The Secret Life of Bees by Sue Monk Kidd
Assignment: # 9 of ten narratives
Publishing info.: New York: Penguin. c2002. 302 p.
Grades: 7 and up
Set in South Carolina in 1964 during the turbulent Civil Rights era, The Secret Life of Bees is the coming-of-age story of fourteen year-old girl Lily Owens. Lily lives with her emotionally detached and harsh father, T-Ray, while Rosaleen, a proud and outspoken black woman, serves as her stand-in mother. Despite Rosaleen's efforts, Lily longs for her long deceased mother, Deborah, who died when Lily was four during a domestic dispute. Unfortunately, Lily's father tells her she is the cause for her mother's death. When Rosaleen is attacked by three racists, she is subsequently arrested. Lily rescues Rosaleen from jail and they escape their small South Carolina town and seek sanctuary elsewhere. Lily has a picture of a black Madonna with the words Tiburon, South Carolina on the back that she found in her mother's things. This becomes the guide that leads her to the Boatwright sisters, three black beekeepers who give her a home, a better understanding of herself, and their love. Lily learns that the sisters pray to a black Madonna, whom they call "Our Lady of Chains". During this time with the three sisters, Lily doesn't find the mother she lost, but she does come to terms with her mother's death. Lily also learns to forgive her father and to accept his inability to love. This book should appeal to adults as well as younger women.
Booktalking Ideas: 1. One of the Boatwright sisters May built a wailing wall to help her come to terms with the pain she felt. Do we also need "rituals," like wailing walls, to help us deal with our grief and suffering? 2. What prompted Rosaleen to spit on the three men's shoes? What does it take for a person to stand up to others?
Nailed by Patrick Jones
Assignment: #10 of ten narratives
Publishing info.: New York: Walker Books: c2006. 216 p.

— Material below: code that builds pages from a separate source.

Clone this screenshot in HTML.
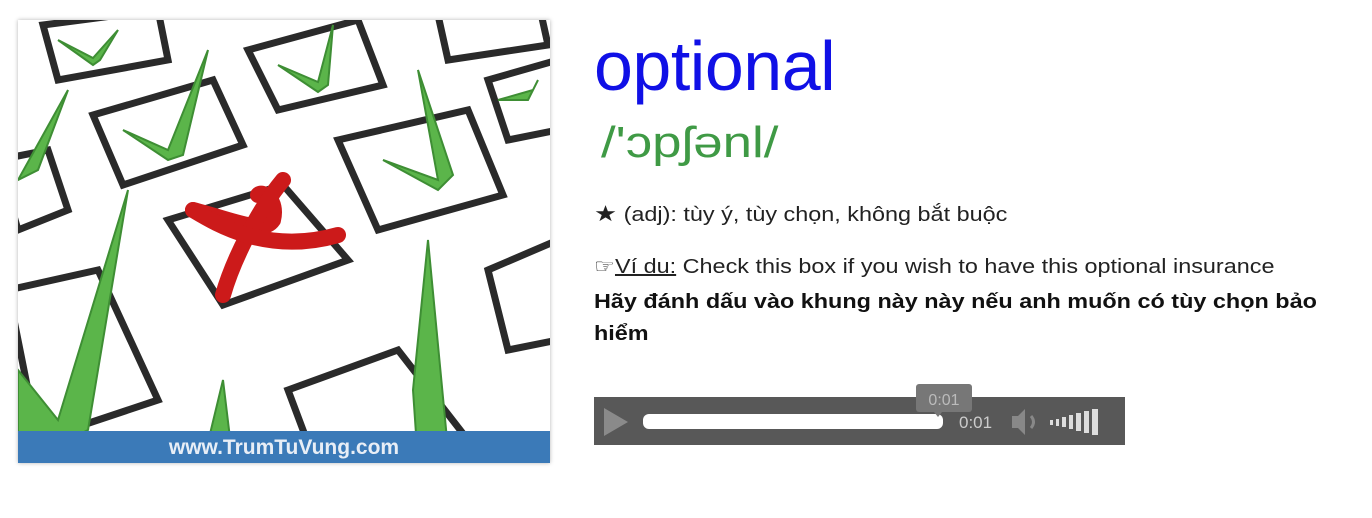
<!DOCTYPE html>
<html><head><meta charset="utf-8"><style>
body{margin:0;width:1372px;height:518px;background:#fff;position:relative;overflow:hidden;font-family:"Liberation Sans",Arial,sans-serif;}
.a{position:absolute;white-space:nowrap}
.s{transform-origin:0 0;transform:scaleX(1.17)}
</style></head><body>
<div class="a" style="left:18px;top:20px;width:532px;height:443px;box-shadow:0 0 4px rgba(0,0,0,.3);overflow:hidden;background:#fff">
<svg width="532" height="443" viewBox="0 0 532 443">
<g fill="none" stroke="#2a2a2a" stroke-width="7">
<polygon points="25,5 140,-10 150,40 40,60"/>
<polygon points="230,30 340,0 365,65 260,90"/>
<polygon points="420,-5 520,-20 530,25 430,40"/>
<polygon points="75,95 195,60 225,125 105,165"/>
<polygon points="470,60 540,40 540,110 490,120"/>
<polygon points="-20,140 30,130 50,190 0,210"/>
<polygon points="320,120 450,90 485,175 360,210"/>
<polygon points="150,200 265,165 330,240 205,285"/>
<polygon points="-10,270 80,250 140,380 20,420"/>
<polygon points="270,370 380,330 450,420 300,450"/>
<polygon points="470,250 540,220 540,320 490,330"/>
</g>
<g fill="#5bb54a" stroke="#3e8e34" stroke-width="2">
<path d="M40,20 L75,38 L100,10 L82,40 L75,45 Z"/>
<path d="M260,45 L300,62 L315,5 L310,65 L300,72 Z"/>
<path d="M105,110 L150,130 L190,30 L165,135 L150,140 Z"/>
<path d="M365,140 L420,160 L400,50 L435,155 L420,170 Z"/>
<path d="M0,160 L50,70 L20,150 Z"/>
<path d="M0,350 L40,400 L110,170 L70,410 L30,430 L0,420 Z"/>
<path d="M395,370 L410,220 L430,430 L400,443 Z"/>
<path d="M185,443 L205,360 L215,443 Z"/>
<path d="M480,80 L515,70 L520,60 L510,80 Z"/>
</g>
<g fill="none" stroke="#cc1a1a" stroke-width="16" stroke-linecap="round">
<path d="M175,190 C215,200 245,215 255,200 C260,180 245,170 240,175"/>
<path d="M265,160 C240,190 215,240 205,275"/>
<path d="M175,190 C200,205 250,235 320,215"/>
</g>
<rect x="0" y="411" width="532" height="32" fill="#3b7ab8"/>
<text x="266" y="434" text-anchor="middle" fill="#e8eef6" font-family="Liberation Sans,Arial,sans-serif" font-size="21" font-weight="bold">www.TrumTuVung.com</text>
</svg></div>
<div class="a" style="left:594px;top:26px;font-size:70px;color:#1010e6;letter-spacing:-0.5px">optional</div>
<div class="a s" style="left:601px;top:118px;font-size:44px;color:#3f9a45;transform:scaleX(1.2)">/'ɔpʃənl/</div>
<div class="a s" style="left:594px;top:201px;font-size:20px;color:#222"><span style="font-size:22px">★</span> (adj): tùy ý, tùy chọn, không bắt buộc</div>
<div class="a s" style="left:594px;top:254px;font-size:20px;color:#222">☞<u>Ví du:</u> Check this box if you wish to have this optional insurance</div>
<div class="a s" style="left:594px;top:286px;font-size:20px;font-weight:bold;color:#111;line-height:32px">Hãy đánh dấu vào khung này này nếu anh muốn có tùy chọn bảo<br>hiểm</div>
<div class="a" style="left:594px;top:397px;width:531px;height:48px;background:#585858"></div>
<svg class="a" style="left:594px;top:380px" width="531" height="70">
<path d="M10,28 L34,42 L10,56 Z" fill="#8a8a8a"/>
<rect x="49" y="34" width="300" height="15" rx="6" fill="#fff"/>
<rect x="322" y="4" width="56" height="28" rx="3" fill="#777"/>
<path d="M340,32 L348,32 L344,37 Z" fill="#777"/>
<text x="350" y="25" text-anchor="middle" font-size="16" fill="#bbb" font-family="Liberation Sans,Arial,sans-serif">0:01</text>
<text x="365" y="48" font-size="17" fill="#ccc" font-family="Liberation Sans,Arial,sans-serif">0:01</text>
<path d="M418,36 L424,36 L431,29 L431,55 L424,48 L418,48 Z" fill="#888"/>
<path d="M437,36 Q442,42 437,48" stroke="#888" stroke-width="3" fill="none"/>
<rect x="456" y="40" width="3" height="5" fill="#ddd"/>
<rect x="462" y="39" width="3" height="7" fill="#ddd"/>
<rect x="468" y="37" width="4" height="10" fill="#ddd"/>
<rect x="475" y="35" width="4" height="14" fill="#ddd"/>
<rect x="482" y="33" width="5" height="18" fill="#ddd"/>
<rect x="490" y="31" width="5" height="22" fill="#ddd"/>
<rect x="498" y="29" width="6" height="26" fill="#ddd"/>
</svg>
</body></html>
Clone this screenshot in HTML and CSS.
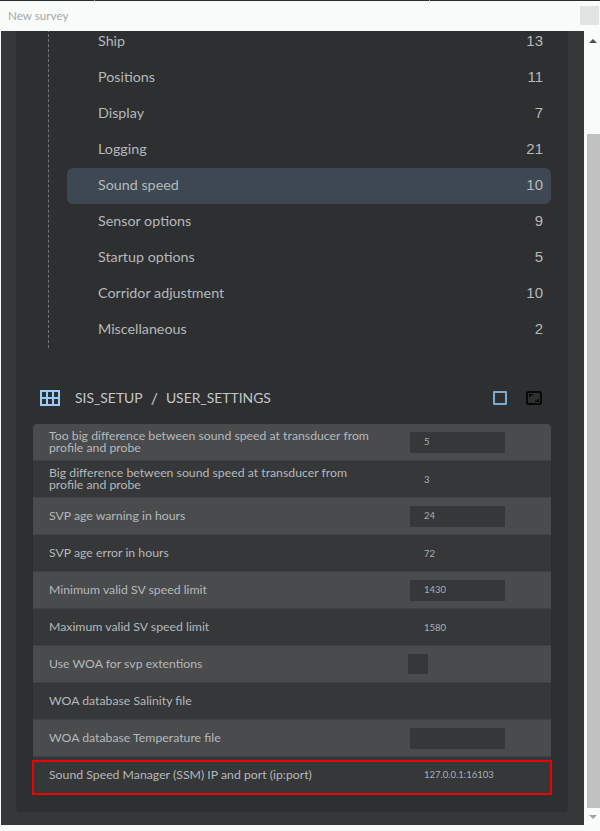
FILE: index.html
```html
<!DOCTYPE html>
<html lang="en">
<head>
<meta charset="utf-8">
<title>New survey</title>
<link rel="stylesheet" href="styles.css">
</head>
<body>
<div class="window">
  <span class="tick tick-a"></span>
  <span class="tick tick-b"></span>
  <header class="titlebar">
    <span class="title">New survey</span>
    <span class="title-btn"></span>
  </header>
  <div class="main">
    <div class="viewport">
      <div class="panel">
        <ul class="nav">
          <li class="nav-item"><span>Ship</span><span class="count">13</span></li>
          <li class="nav-item"><span>Positions</span><span class="count">11</span></li>
          <li class="nav-item"><span>Display</span><span class="count">7</span></li>
          <li class="nav-item"><span>Logging</span><span class="count">21</span></li>
          <li class="nav-item active"><span>Sound speed</span><span class="count">10</span></li>
          <li class="nav-item"><span>Sensor options</span><span class="count">9</span></li>
          <li class="nav-item"><span>Startup options</span><span class="count">5</span></li>
          <li class="nav-item"><span>Corridor adjustment</span><span class="count">10</span></li>
          <li class="nav-item"><span>Miscellaneous</span><span class="count">2</span></li>
        </ul>
        <div class="section-head">
          <svg class="grid-icon" width="20" height="16" viewBox="0 0 20 16"><path fill="none" stroke="#99ccf8" stroke-width="2" d="M1 1h18v14H1zM1 8h18M7 1v14M13 1v14"/></svg>
          <span class="crumb">SIS_SETUP</span>
          <span class="crumb slash">/</span>
          <span class="crumb">USER_SETTINGS</span>
          <span class="head-icons">
            <span class="icon-square"></span>
            <svg width="16" height="14" viewBox="0 0 16 14"><rect x="1" y="1" width="14" height="12" rx="1.500" fill="none" stroke="#080808" stroke-width="2"/><path fill="#080808" d="M3 3h4v1.500H4.500V6H3zM13 11H9V9.500h2.500V8H13z"/></svg>
          </span>
        </div>
        <div class="table">
          <div class="row odd first"><div class="label">Too big difference between sound speed at transducer from profile and probe</div><div class="value"><span class="input">5</span></div></div>
          <div class="row"><div class="label">Big difference between sound speed at transducer from profile and probe</div><div class="value"><span class="plain">3</span></div></div>
          <div class="row odd"><div class="label">SVP age warning in hours</div><div class="value"><span class="input">24</span></div></div>
          <div class="row"><div class="label">SVP age error in hours</div><div class="value"><span class="plain">72</span></div></div>
          <div class="row odd"><div class="label">Minimum valid SV speed limit</div><div class="value"><span class="input">1430</span></div></div>
          <div class="row"><div class="label">Maximum valid SV speed limit</div><div class="value"><span class="plain">1580</span></div></div>
          <div class="row odd"><div class="label">Use WOA for svp extentions</div><div class="value"><span class="check"></span></div></div>
          <div class="row"><div class="label">WOA database Salinity file</div><div class="value"></div></div>
          <div class="row odd"><div class="label">WOA database Temperature file</div><div class="value"><span class="input"></span></div></div>
          <div class="row last">
            <div class="label">Sound Speed Manager (SSM) IP and port (ip:port)</div><div class="value"><span class="plain">127.0.0.1:16103</span></div>
            <span class="highlight"></span>
          </div>
        </div>
      </div>
    </div>
    <div class="scrollbar">
      <span class="arrow up"></span>
      <span class="thumb"></span>
      <span class="arrow down"></span>
    </div>
  </div>
</div>
</body>
</html>
```
FILE: styles.css
```css
* { box-sizing: border-box; }
html, body { margin: 0; padding: 0; }
body {
  width: 600px;
  height: 831px;
  overflow: hidden;
  background: #f9fbfa;
  font-family: Lato, sans-serif;
}
.window { position: relative; display: flex; flex-direction: column; height: 831px; border-top: 1px solid #2b2b2b; }
.tick { position: absolute; top: -1px; width: 1px; height: 1px; background: #b5b5b5; }
.tick-a { left: 94px; }
.tick-b { left: 429px; }
.titlebar { height: 30px; flex: none; display: flex; align-items: center; justify-content: space-between; padding: 0 1px 2px 8px; }
.title { font-size: 11.700px; color: #a4a8a8; }
.title-btn { width: 19px; height: 19px; background: #e2e3e3; margin-top: 1px; }
.main { display: flex; height: 794px; }
.viewport { width: 583px; margin-left: 1px; background: #363739; padding: 0 15px 13px; flex: none; overflow: hidden; }
.panel { height: 781px; width: 552px; background: #2e2f31; border-radius: 0 0 5px 5px; overflow: hidden; }
.nav {
  list-style: none;
  margin: -7px 17px 0 32px;
  padding: 0;
  border-left: 1px dashed #70757a;
  height: 324px;
}
.nav-item {
  height: 36px;
  margin-left: 18px;
  padding: 0 8px 4px 31px;
  display: flex;
  align-items: center;
  justify-content: space-between;
  font-size: 14.300px;
  color: #b4b9bb;
}
.nav-item.active { background: #3e4852; border-radius: 6px; }
.count { font-family: "Liberation Sans", sans-serif; font-size: 15px; }
.section-head { display: flex; align-items: center; height: 20px; margin: 40px 0 0 24px; padding-right: 26px; color: #c4c8ca; font-size: 13.900px; }
.grid-icon { margin-right: 15px; }
.crumb { padding-bottom: 2px; }
.slash { margin: 0 8px; font-size: 16px; }
.head-icons { margin-left: auto; display: flex; align-items: center; gap: 19px; }
.icon-square { display: block; width: 14px; height: 14px; border: 2px solid #7dabd0; border-radius: 1px; }
.table { margin: 16px 0 0 17px; width: 518px; }
.row { position: relative; height: 37px; display: flex; align-items: center; background: #363739; border-bottom: 1px solid #404143; }
.row.odd { background: #4a4b4d; }
.row.first { border-radius: 4px 4px 0 0; }
.label { width: 360px; padding-left: 16px; padding-right: 20px; font-size: 12.270px; line-height: 12px; color: #b4b9bb; }
.value { display: flex; align-items: center; padding-left: 17px; }
.input { display: block; width: 95px; height: 21px; background: #363739; color: #aab0b4; font-size: 9.500px; line-height: 20px; padding-left: 14px; }
.plain { display: block; color: #aab0b4; font-size: 9.500px; padding-left: 14px; }
.check { display: block; width: 20px; height: 20px; background: #363739; margin-left: -2px; }
.row.last { border-bottom: 0; padding-bottom: 2px; }
.highlight { position: absolute; left: -1px; right: -1px; top: 3px; bottom: -1px; border: 2px solid #f00000; }
.scrollbar { width: 16px; margin-left: 1px; flex: none; display: flex; flex-direction: column; align-items: center; height: 794px; }
.thumb { display: block; width: 13px; height: 674px; background: #c1c1c1; margin-top: 103px; flex: none; }
.arrow { display: block; width: 0; height: 0; border-left: 4px solid transparent; border-right: 4px solid transparent; flex: none; position: absolute; }
.arrow.up { top: 38px; border-bottom: 4px solid #505050; }
.arrow.down { top: 814px; border-top: 4px solid #a3a3a3; }
```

Genre: Coming-of-Age, Contemporary realistic fiction
Grades: 9 through 12
According to sixteen-year-old Bret Hendricks father, “The nail that sticks out the farthest gets hammered the hardest.” Thus is the metaphor and title significance. Bret, an aspiring actor, musician, poet, songwriter and somewhat of a misfit, sticks out the farthest in the local high school that pays homage to the world of jocks because he refuses to conform to their perception of what is normal. What results is endless harassment and examples of intolerance that escalates into Bret’s need to strike back, a subsequent suspension and a potential lawsuit. The constant abuse Bret endures at school is almost shocking and makes for interesting discussion. The novel includes Bret’s foray into a romantic relationship and the bitter lesson when he is betrayed by not only his girlfriend, but by also a good friend. The novel has more dimensions to it when we learn the reason behind Bret's family dynamics. The tension between Bret and his father is realistic. This is a good book about nonconformity, bullying, free speech and learning to accept one's individuality. Students should be able to identify with the issues addressed. Teachers will consider the role they play in students' lives after reading this novel.
Booktalking Ideas: 1. Before reading the book, what do you think is meant by "The nail that sticks out the farthest gets hammered the hardest?” 2. After reading the novel, does the quote mean anything different to you? 3. Is Nailed an appropriate title for the novel? 4. Do you think Bret brought on some of the problems he faced? Should he have fought back?